Baca juga:  Pasca Gempa, Pembatalan Penginapan di Nusa Penida Capai 25 Persen

CKPN ini biasa dilakukan bahkan sebelum adanya kebijakan restrukturisasi. Jika dulu disebut penyisihan pencadangan aktiva, sekarang disebut CKPN yang sudah sesuai dengan standar akuntansi perbankan.

Menurutnya, pembentukan CKPN ini tidak mepengaruhi rasio keuangan yang lain. Saat ini posisi rasio keuangan BPD Bali masih dalam kondisi ample, rasio keuangan dikatakan masih cukup bagus, cadangan CKPN masih terus dibentuk, BPD masih di bawah 70%, artinya masih terkendali dan termasuk biaya risiko.

Namun jika restrukturisasi yang diberikan besar mungkin saja mempengaruhi rasio keuangan yang lain seperti ROA, ROE. “Kalaupun nanti diperpanjang sampai 2025, Bank BPD Bali sudah antisipasi, membuat klastering debitur. Dari klastering debitur ini kita membuat cadangan yang lebih besar,” ujarnya.

Baca juga:  Bali Perlu Relaksasi Kredit Hingga 2025

Ketua Umum Himpunan Pengusaha Muda Indonesia (HIPMI) Bali, Agus Pande Widura mengatakan Bali belum tentu pulih 2023, sementara program restrukturisasi berakhir 31 Maret 2023. Jika kondisinya seperti ini dan restrukrurisasi tidak diperpanjang, Bali terancam kolaps.

Pernyataan ini ada benarnya karena pengusaha Bali dominan pengusaha skala menengah yang menyerap banyak tenaga kerja.
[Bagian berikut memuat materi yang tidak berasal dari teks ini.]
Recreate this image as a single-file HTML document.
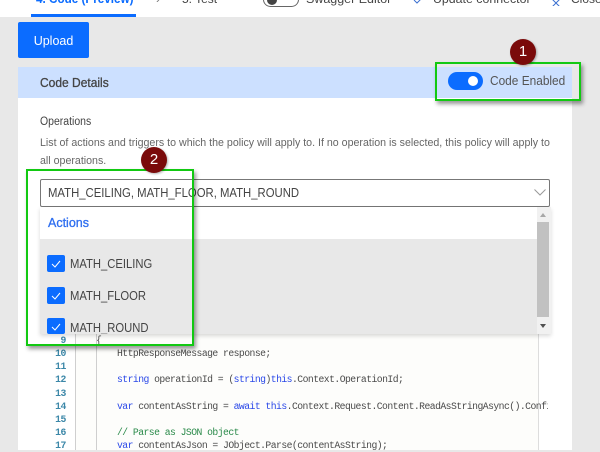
<!DOCTYPE html>
<html><head><meta charset="utf-8">
<style>
html,body{margin:0;padding:0}
body{width:600px;height:450px;overflow:hidden;position:relative;background:#e8e8e8;font-family:"Liberation Sans",sans-serif;color:#444}
.a{position:absolute;white-space:nowrap;transform-origin:0 50%}
.t{font-size:11.5px;line-height:14px;color:#555}
.m{font-family:"Liberation Mono",monospace;font-size:9.75px;letter-spacing:-.55px;line-height:13px;color:#4a4a4a;white-space:pre}
.n{font-family:"Liberation Mono",monospace;font-size:9.75px;letter-spacing:-.4px;line-height:13px;color:#3b87a8;font-weight:bold;width:12px;text-align:right;left:54px}
.k{color:#2a48e8}.c{color:#2a8a4a}
.cb{position:absolute;left:47px;width:18px;height:17px;background:#0b6cff;border-radius:2px}
.cb svg{position:absolute;left:0;top:0}
.o{font-size:12.5px;line-height:16px;color:#444;left:70px;transform:scaleX(.9)}
.g{position:absolute;border:2px solid #12c912;box-shadow:2px 3px 4px rgba(0,0,0,.4);box-sizing:border-box}
.b{position:absolute;width:26px;height:26px;border-radius:50%;background:#7a0a0a;color:#fff;text-align:center;font-size:15px;line-height:26px;box-shadow:1px 1px 2px rgba(0,0,0,.3)}
</style></head><body>
<div class="a" style="left:0;top:0;width:600px;height:17px;background:#fff"></div>
<div class="a" style="left:31px;top:14px;width:105px;height:3px;background:#0b6cff"></div>
<div class="a" style="left:36px;top:-9px;font-size:13px;line-height:16px;color:#0b6cff;font-weight:bold;transform:scaleX(.9)">4. Code (Preview)</div>
<div class="a" style="left:156px;top:-9px;font-size:12px;line-height:16px;color:#777">›</div>
<div class="a" style="left:182px;top:-9px;font-size:12px;line-height:16px;color:#444">5. Test</div>
<div class="a" style="left:263px;top:-8px;width:34px;height:13px;border:1px solid #666;border-radius:8px;background:#fff"></div>
<div class="a" style="left:267px;top:-5px;width:10px;height:10px;border-radius:50%;background:#444"></div>
<div class="a" style="left:306px;top:-9px;font-size:12px;line-height:16px;color:#444;transform:scaleX(1.04)">Swagger Editor</div>
<svg class="a" style="left:412px;top:0" width="12" height="6"><path d="M2 0L5 3L10 -2" fill="none" stroke="#3a6fd0" stroke-width="1"/></svg>
<div class="a" style="left:433px;top:-9px;font-size:12px;line-height:16px;color:#444;transform:scaleX(1.03)">Update connector</div>
<svg class="a" style="left:550px;top:0" width="12" height="6"><path d="M1 -2L6 3L11 -2M6 3L1 8M6 3L11 8" fill="none" stroke="#3a6fd0" stroke-width="1"/></svg>
<div class="a" style="left:571px;top:-9px;font-size:12px;line-height:16px;color:#444">Close</div>

<div class="a" style="left:18px;top:22px;width:71px;height:36px;background:#0b6cff;border-radius:2px;color:#fff;font-size:12.5px;line-height:38px;text-align:center">Upload</div>

<div class="a" style="left:18px;top:97px;width:554px;height:353px;background:#fff"></div>
<div class="a" style="left:18px;top:67px;width:554px;height:31px;background:#cce0ff"></div>
<div class="a" style="left:40px;top:75px;font-size:12.5px;line-height:16px;color:#444;-webkit-text-stroke:.3px #444;transform:scaleX(.96)">Code Details</div>
<div class="a" style="left:448px;top:72px;width:35px;height:18px;border-radius:9px;background:#0b6cff"></div>
<div class="a" style="left:468px;top:76px;width:10px;height:10px;border-radius:50%;background:#fff"></div>
<div class="a" style="left:490px;top:73px;font-size:12.5px;line-height:16px;color:#555;transform:scaleX(.95)">Code Enabled</div>

<div class="a t" style="left:40px;top:115px;font-size:11.5px;color:#444;transform:scaleX(.91)">Operations</div>
<div class="a t" style="left:40px;top:136px;font-size:11.3px;color:#666;transform:scaleX(.942)">List of actions and triggers to which the policy will apply to. If no operation is selected, this policy will apply to</div>
<div class="a t" style="left:40px;top:154px;font-size:11.3px;color:#666;transform:scaleX(.942)">all operations.</div>

<!-- code -->
<div class="a" style="left:76px;top:330px;width:462px;height:120px;background:#fdfdfb"></div>
<div class="a" style="left:75px;top:330px;width:1px;height:120px;background:#cfcfcf"></div>
<div class="a" style="left:96px;top:330px;width:1px;height:120px;background:#cfcfcf"></div>
<div class="a" style="left:538px;top:330px;width:1px;height:120px;background:#ddd"></div>
<div class="a n" style="top:334px">9</div>
<div class="a m" style="left:96px;top:334px">{</div>
<div class="a n" style="top:347px">10</div>
<div class="a m" style="left:117px;top:347px;">HttpResponseMessage response;</div>
<div class="a n" style="top:360px">11</div>
<div class="a n" style="top:373px">12</div>
<div class="a m" style="left:117px;top:373px"><span class="k">string</span> operationId = (<span class="k">string</span>)<span class="k">this</span>.Context.OperationId;</div>
<div class="a n" style="top:387px">13</div>
<div class="a n" style="top:400px">14</div>
<div class="a m" style="left:117px;top:400px;width:431px;overflow:hidden"><span class="k">var</span> contentAsString = <span class="k">await this</span>.Context.Request.Content.ReadAsStringAsync().ConfigureAwait(false);</div>
<div class="a n" style="top:413px">15</div>
<div class="a n" style="top:426px">16</div>
<div class="a m c" style="left:117px;top:426px;color:#2a8a4a">// Parse as JSON object</div>
<div class="a n" style="top:439px">17</div>
<div class="a m" style="left:117px;top:439px"><span class="k">var</span> contentAsJson = JObject.Parse(contentAsString);</div>

<!-- select -->
<div class="a" style="left:40px;top:179px;width:508px;height:26px;border:1px solid #777;border-radius:2px;background:#fff"></div>
<div class="a" style="left:48px;top:185px;font-size:12.5px;line-height:16px;color:#444;transform:scaleX(.906)">MATH_CEILING, MATH_FLOOR, MATH_ROUND</div>
<svg class="a" style="left:533px;top:188px" width="14" height="9"><path d="M1.5 1.5L7 7L12.5 1.5" fill="none" stroke="#999" stroke-width="1"/></svg>

<!-- dropdown -->
<div class="a" style="left:40px;top:207px;width:511px;height:127px;background:#fff;box-shadow:0 2px 4px rgba(0,0,0,.15)"></div>
<div class="a" style="left:40px;top:239px;width:497px;height:95px;background:#e8e8e8"></div>
<div class="a" style="left:48px;top:215px;font-size:12.5px;line-height:16px;color:#2f6ff0;-webkit-text-stroke:.3px #2f6ff0">Actions</div>
<div class="cb" style="top:255px"><svg width="18" height="17"><path d="M5 9L8 12L13 6" fill="none" stroke="#fff" stroke-width="1"/></svg></div>
<div class="a o" style="top:256px">MATH_CEILING</div>
<div class="cb" style="top:287px"><svg width="18" height="17"><path d="M5 9L8 12L13 6" fill="none" stroke="#fff" stroke-width="1"/></svg></div>
<div class="a o" style="top:288px">MATH_FLOOR</div>
<div class="cb" style="top:318px;height:16px"><svg width="18" height="16"><path d="M5 9L8 12L13 6" fill="none" stroke="#fff" stroke-width="1"/></svg></div>
<div class="a o" style="top:320px;height:14px;overflow:hidden">MATH_ROUND</div>
<div class="a" style="left:537px;top:207px;width:14px;height:127px;background:#f1f1f1"></div>
<div class="a" style="left:537px;top:222px;width:12px;height:95px;background:#c1c1c1"></div>
<svg class="a" style="left:538px;top:211px" width="10" height="8"><path d="M2 6H8L5 2Z" fill="#a8a8a8"/></svg>
<svg class="a" style="left:538px;top:322px" width="10" height="8"><path d="M2 2H8L5 6Z" fill="#505050"/></svg>

<!-- annotations -->
<div class="g" style="left:435px;top:62px;width:146px;height:39px"></div>
<div class="g" style="left:26px;top:169px;width:168px;height:177px"></div>
<div class="b" style="left:510px;top:39px">1</div>
<div class="b" style="left:141px;top:147px">2</div>
</body></html>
Ketika ada PMK 71/2020 dan PMK 32/2021 yang bertujuan untuk membantu para pengusaha, nyatanya PMK tersebut tak bisa menolong.

PMK tersebut mensyaratkan yang bisa mendapat mendapatkan tambahan kredit setelah sebelumnya mendapat program restrukturisasi adalah perusahaan yang memiliki pendapatan di atas Rp50 miliar.

Baca juga:  Segera Terapkan Sistem Core Tax, Proses Bisnis Perpajakan akan Makin Terintegrasi

Sementara jika mengacu pada PMK 71/2020, agar pengusaha bisa mengajukan kredit dengan penjaminan dari Jamkrindo, namun persyaratannya di atas Rp10 miliar. “Sementara pengusaha di Bali range pendapatannya antara di atas Rp10 miliar dan di bawah Rp50 miliar,” jelasnya.

Hal inilah yang menjadi kekhawatiran pengusaha Bali mengalami kebangkrutan. Menurut Pande, jika mengalami kebangkrutan, peralihan aset tidak bisa dihindari.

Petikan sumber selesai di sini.